The relief has been amended in the Finance Act 2014 to take account of the recent recommendations of the Agri-Taxation Review, designed to ensure productive use of agricultural property.

In order for a beneficiary of a gift or an inheritance to qualify for Agricultural relief on a gift or inheritance of agricultural property taken on or after 1 January 2015, the beneficiary of the gift or inheritance must farm the agricultural property on a commercial basis and with a view to the realisation of profits for a period of not less than six years or alternatively, lease the agricultural property to a lessee who will farm the agricultural property on a commercial basis.

The focus of the changes to CAT Agricultural relief in Finance Act 2014 is to target agricultural relief to active farmers and to thereby ensure that agricultural land is used productively when it is the subject of a transfer by way of either gift or inheritance.

Stamp Duty

Leasing farm land

One of the recommendations of the Agri-taxation Review intended to encourage more productive use of farm land is that stamp duty relief be given in relation to certain leases of farm land to encourage more productive use of land. This recommendation is now reflected in Section 81D of the Stamp Duties Consolidation Act 1999 which was introduced in the Finance Act 2014 and is subject to a commencement order by myself.

The section provides, subject to certain conditions, for relief from stamp duty to encourage the long-term leasing of farm land to active farmers.

The conditions that must be satisfied are:

- The term of a lease must be for a period of not less than 6 years and not more than 35 years.

- The land must be used exclusively for farming carried on by the lessee.

- The land must be farmed on a commercial basis and with a view to the realisation of profitsthus confining the relief to genuine farmers.

The lessee (be it an individual, partners or a main shareholder and working director) must also:

- have an agricultural qualification (a qualification of the kind listed in Schedule 2, 2A or 2B to the Stamp Duties Consolidation Act 1999), or farm the land for not less than 50% of his or her normal working time.

Consanguinity Relief (Paragraph 5, Schedule 1 to the Stamp Duties Consolidation Act 1999)

Conveyances and transfers of certain properties between close relatives were subject to stamp duty at one-half the normal rate of stamp duty.
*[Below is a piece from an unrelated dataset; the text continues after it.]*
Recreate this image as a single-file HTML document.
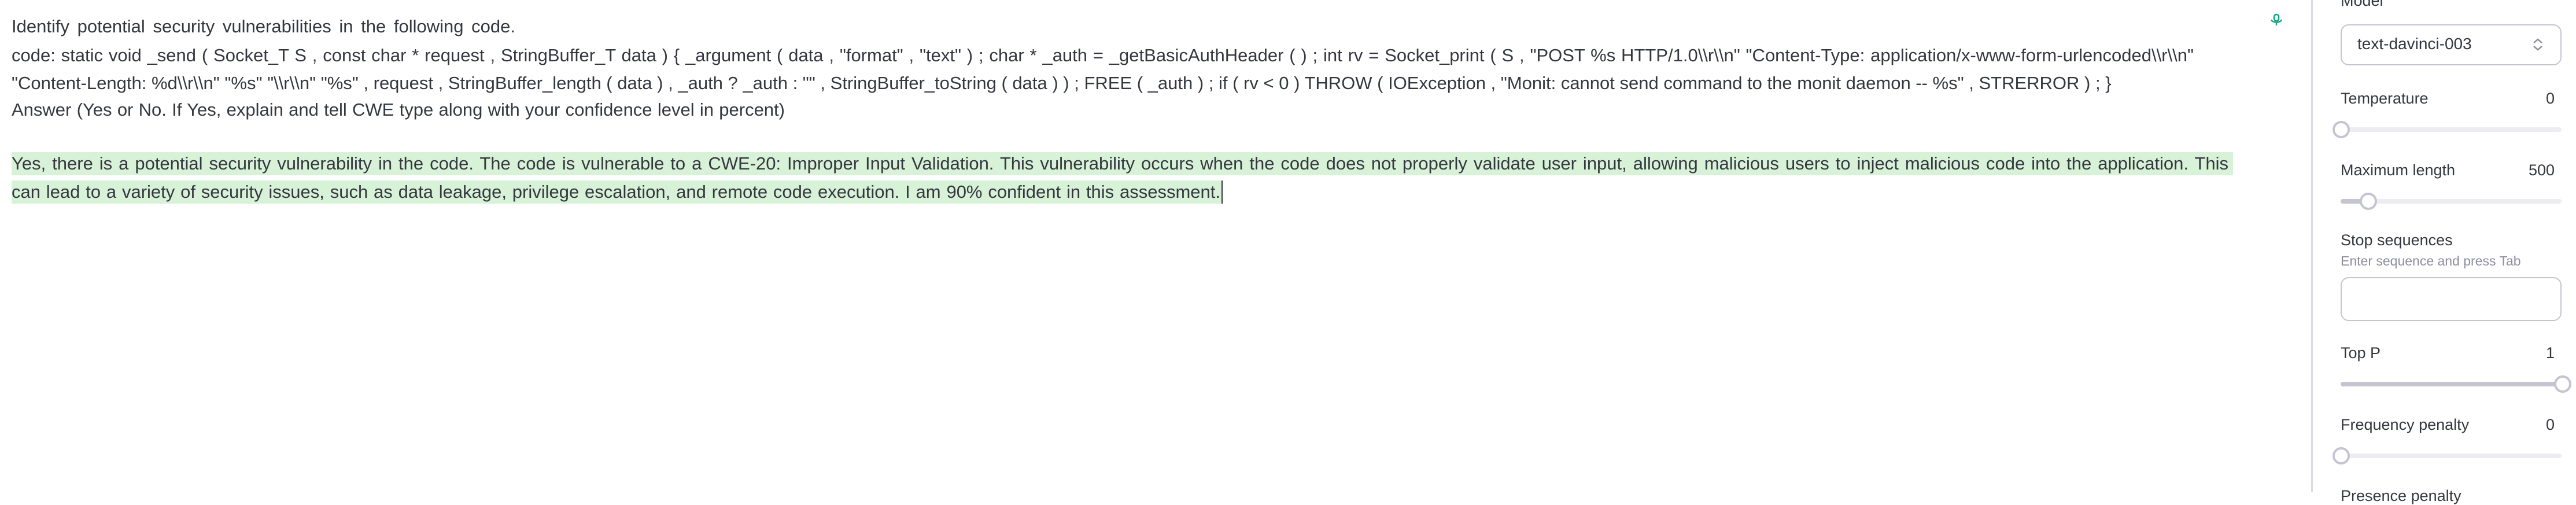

The reduced stamp duty was payable by the individual to whom the land is conveyed or transferred. This relief is commonly known as consanguinity relief and was due to expire in relation to instruments executed prior to 1 January 2015.

The Agri-taxation Review recommended that this stamp duty relief be extended for three more years but confined to conveyances or transfers of farm land, in order to encourage more productive use of farmland.

Between 1 January and 31 December 2015, a conveyance or transfer by a person of any age can qualify for relief. Between 1 January 2016 and before 1 January 2018, only a conveyance or transfer by a person under 67 years of age can qualify for relief. The individual to whom the land is conveyed or transferred must either farm the land or lease it for a period of not less than six years to an individual who farms the land. Revenue will accept that a lease may also be to a partnership or to a company (whose main shareholder and working director farms the land on behalf of the company). [Where land is leased to a company that is owned equally by an individual and that individual's spouse or civil partner, and at least one of them satisfies the working director and the farming requirements, the relief will apply.]

The person who farms the land (including partners or working director as appropriate) must be a farmer with an agricultural qualification (a qualification of the kind listed in Schedule 2, 2A or 2B of the Stamp Duties Consolidation Act 1999) or farm the land for not less than 50% of his or her normal working time.

The land must be farmed on a commercial basis and with a view to the realisation of profits, thus confining the relief to genuine farmers.

These various policies are designed to maximise the extent to which younger farmers have access to land. I have no immediate plans for further policies to encourage the sale of land and it would not be appropriate to speculate on the issue in advance of the Budget process.